Well, when a band I was in called Alien In The Land Of Our Birth broke up in Detroit, I was looking for a place that had good practice rooms. I had lived half my life in Nashville, so me and the drummer from Alien..... went down there and started Today Is The Day in March 1992. We got our bass player from Birmingham, Alabama, did a collection of singles and two albums for AmRep with that same line-up. In 1996, we did the third Today Is The Day album with a guy named Scott Wexton on keyboards and the original drummer. I finally stopped playing with anyone from the original period, and got two new guys for the last album, Temple of the Morning Star, both more or less in studio musician roles. I met my wife while on tour with Eyehategod in November of last year, fell in love, and got married here in Boston. So I moved Austin Enterprises (his studio) up to Clinton, Ma, which is much better location as far as underground, heavy music is concerned. Now there are two brand new band members in Today is the Day for the next album, which will be called In The Eyes Of God, who are probably the most gifted I've ever had. Both of these guys came from a band called Lethargy, from Rochester. This new drummer is the second coming of Dave Lombardo mixed with Bill Bruford, seriously into the killing machine style of playing. Light years ahead.

So where is the music heading at this juncture?

The new Today is the Day album will definitely be a far different experience than any of the previous rock that we have done before. Its an extension of Temple of the Morning Star in the sense of its heaviness and the tuning, and the songs are still basically two minute long bursts of insanity. And it's a longer album, 21 songs all with drums, bass, guitar, vocals and samples, not including instrumentals. It has greatest impact, its the most driving music we have ever made. Somehow in one month the new drummer and I wrote all of these songs, which I think is gonna be one of the most futuristic heavy metal albums ever.

As far as conceptualizing an album, how does it work? Does a general theme for an album germinate first, and then you work from the top down, or is it like most bands, just collecting songs and then building from that?

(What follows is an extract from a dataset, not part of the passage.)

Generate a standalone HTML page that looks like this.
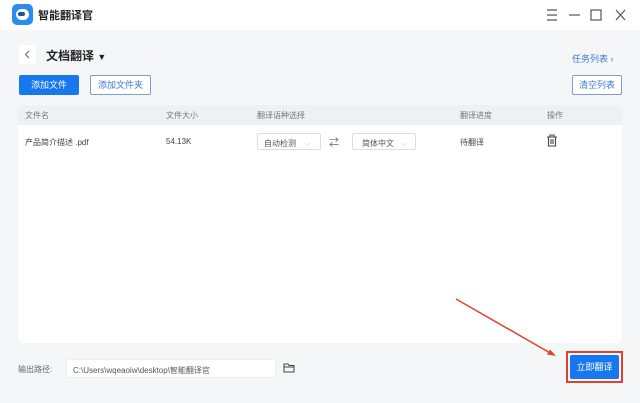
<!DOCTYPE html>
<html><head><meta charset="utf-8"><style>
*{margin:0;padding:0;box-sizing:border-box}
body{width:640px;height:403px;background:#f5f6f8;font-family:"Liberation Sans","Noto Sans CJK SC",sans-serif;position:relative;overflow:hidden;color:#333}
.abs{position:absolute}
.t{font-size:8px;color:#444;white-space:nowrap}
</style></head><body>
<div class="abs" style="left:0;top:0;width:640px;height:30px;background:#fff"></div>
<div class="abs" style="left:12px;top:4px;width:21px;height:21px;border-radius:5px;background:#2a8cf0"></div>
<div class="abs" style="left:16px;top:9px;width:13px;height:11px;border-radius:6px;background:#fff"></div>
<div class="abs" style="left:18px;top:12px;width:7px;height:4px;border-radius:2px;background:#1d4fa0"></div>
<div class="abs" style="left:38px;top:7px;font-size:11px;font-weight:bold;color:#222">智能翻译官</div>
<svg class="abs" style="left:540px;top:6px" width="100" height="18" fill="none" stroke="#555" stroke-width="1.2">
<path d="M7 4h10M7 9h10M7 14h10"/><path d="M29 9h11"/><rect x="51" y="4" width="10" height="10"/><path d="M76 4l9 10M85 4l-9 10"/></svg>
<div class="abs" style="left:19px;top:45px;width:17px;height:19px;background:#fff"></div>
<svg class="abs" style="left:19px;top:45px" width="17" height="19" fill="none" stroke="#666" stroke-width="1"><path d="M10 6l-3.5 3.5L10 13"/></svg>
<div class="abs" style="left:46px;top:47px;font-size:12px;font-weight:bold;color:#222">文档翻译 <span style="font-size:9px">▼</span></div>
<div class="abs" style="left:572px;top:52px;font-size:9px;color:#3a7bd5">任务列表 ›</div>
<div class="abs" style="left:19px;top:75px;width:60px;height:20px;background:#1677ef;border-radius:2px;color:#fff;font-size:9px;text-align:center;line-height:20px">添加文件</div>
<div class="abs" style="left:90px;top:75px;width:61px;height:20px;border:1px solid #7a9fd0;border-radius:2px;background:#fff;color:#3a7bd5;font-size:9px;text-align:center;line-height:18px">添加文件夹</div>
<div class="abs" style="left:572px;top:75px;width:50px;height:20px;border:1px solid #7a9fd0;border-radius:2px;background:#fff;color:#3a7bd5;font-size:9px;text-align:center;line-height:18px">清空列表</div>
<div class="abs" style="left:18px;top:105px;width:604px;height:238px;background:#fff;border-radius:6px;overflow:hidden">
<div style="height:20px;background:#eff0f3"></div></div>
<div class="abs t" style="left:25px;top:110px;color:#777">文件名</div>
<div class="abs t" style="left:166px;top:110px;color:#777">文件大小</div>
<div class="abs t" style="left:257px;top:110px;color:#777">翻译语种选择</div>
<div class="abs t" style="left:460px;top:110px;color:#777">翻译进度</div>
<div class="abs t" style="left:547px;top:110px;color:#777">操作</div>
<div class="abs t" style="left:25px;top:137px">产品简介描述 .pdf</div>
<div class="abs t" style="left:166px;top:137px">54.13K</div>
<div class="abs t" style="left:257px;top:133px;width:64px;height:17px;border:1px solid #ddd;border-radius:2px;padding:4px 0 0 6px;color:#555">自动检测 <span style="color:#bbb;margin-left:6px">⌵</span></div>
<div class="abs" style="left:329px;top:134px;font-size:10px;color:#666">⇄</div>
<div class="abs t" style="left:352px;top:133px;width:64px;height:17px;border:1px solid #ddd;border-radius:2px;padding:4px 0 0 9px;color:#555">简体中文 <span style="color:#bbb;margin-left:5px">⌵</span></div>
<div class="abs t" style="left:460px;top:137px">待翻译</div>
<svg class="abs" style="left:546px;top:134px" width="12" height="13" fill="none" stroke="#444" stroke-width="1.1"><path d="M1 3h10M4 3V1h4v2M2.5 3v9h7V3M5 5v5M7 5v5"/></svg>
<div class="abs t" style="left:18px;top:364px;color:#666">输出路径:</div>
<div class="abs t" style="left:66px;top:359px;width:210px;height:19px;background:#fff;border:1px solid #eee;border-radius:2px;padding:5px 0 0 6px;color:#555">C:\Users\wqeaoiw\desktop\智能翻译官</div>
<svg class="abs" style="left:283px;top:363px" width="12" height="10" fill="none" stroke="#444" stroke-width="1"><path d="M1 1h4l1 1.5h5V9H1z M1 4h10"/></svg>
<svg class="abs" style="left:0;top:0" width="640" height="403"><path d="M456 299L552 354" stroke="#e0412d" stroke-width="1.5"/><path d="M556 356l-9-1.5 3-5z" fill="#e0412d"/></svg>
<div class="abs" style="left:566px;top:351px;width:57px;height:32px;border:2px solid #e0412d"></div>
<div class="abs" style="left:570px;top:355px;width:49px;height:24px;background:#1677ef;border-radius:2px;color:#fff;font-size:9px;text-align:center;line-height:24px">立即翻译</div>
</body></html>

I almost do the entire album backwards. I go ahead and get the artwork done way ahead of time, and the concept, including title. So for this album, it was already entitled In The Eyes Of God, and the songs have something to do with that theme, songs like "Spotting A Unicorn", "Who Is The Black Angel?", "Possession", "The Color Of Psychic Power", "The Russian Child Porn Ballet", "The Cold Harshness Of Being Wrong Throughout Your Entire Life", so its basically all about one man's struggle to live in this world, fighting against everything that wants to stop him and his family. I had the titles long before I even wrote the songs.

So text prior to music? These are concept albums, basically?

Right, well I will usually backlog lyrics and write tons before I place them to music. For the last album I was more into shorter themes, as far as the amount of words per song, so this album is a little deeper with a lot more detail. If anything, the lyrics are more akin to, say, the lyrics from "Willpower."

A little more personalized?

Yeah, a little more indepth, but probably still even more abstact and fucked up as far as being able to understand what I am saying.

Interesting, because generally there is a sense in which people's conception of Today Is The Day becomes either dismissive or it is regarded from a safe distance: "too creepy, too involved, depressing, frightening, satanic, and so on", because it defies all categories proper.

Right, people just often freak out on things that are said really straight. Its hard to run away from a phrase like "what are you made of?" because it gets inside and has to do with the person who is listening. I'm really into the notion of "forget everything you know," all this programming and all this shit the world teaches you. So much of that is L. Ron Hubbard Dianetics, reactive mind type of shit, like thats the natural way you think of things. The world needs some "forget everything," its either too fucking earnest and sincere or its too outrageous and wacky, as far as people who try to do something different, and end up missing the whole point. Its not about how fucking crazy and outlandish you can be, all the crazy things you can say, its about trying to tie them together to real human existence to prove a point. For instance, people aren't supposed to fuck someone else's wife in the ass, and someone who is very conservative might say "I don't know anyone who would do that out of meanness". Well, thats real life, people do things, all kinds of things that you wouldn't even imagine that goes against all convention. There are no rules on this planet, and most peoples lives are charted the day they are born, and they don't even realize it. You are your own trip, this world is a temporary thing, and there are systems in place here to keep the planet running. And most of entertainment, whether music, movies, books, etc.., you look behind most of it, and its big money, big corporations. Its all been censored and filtered out. You're not getting reality on the screen or on an album, but not only that, you're not getting imaginative stuff out there, because if its imaginative or psychotic its against the rules.

Oh, agreed, definitely.

Not to go off on another thing, but a good example is back in the 1400's Nostradamus lived in this place in south France, and there were all these books, the books of the various religions in their original form. The absolute originals, or at least the very few existing copies. So knowledge was a super safeguarded type of thing because of the governments in place at the time. There was this small circle of guys who were scientists who held on to these books, and all of that information, be it true or false, was so scary to the government, that they were willing to kill anyone who had it. And these weren't even books about building bombs, they were about personal salvation and strength. Its awfully ironic that things that might make an individual want to take a stab and do things on their own have never been popularized in this world.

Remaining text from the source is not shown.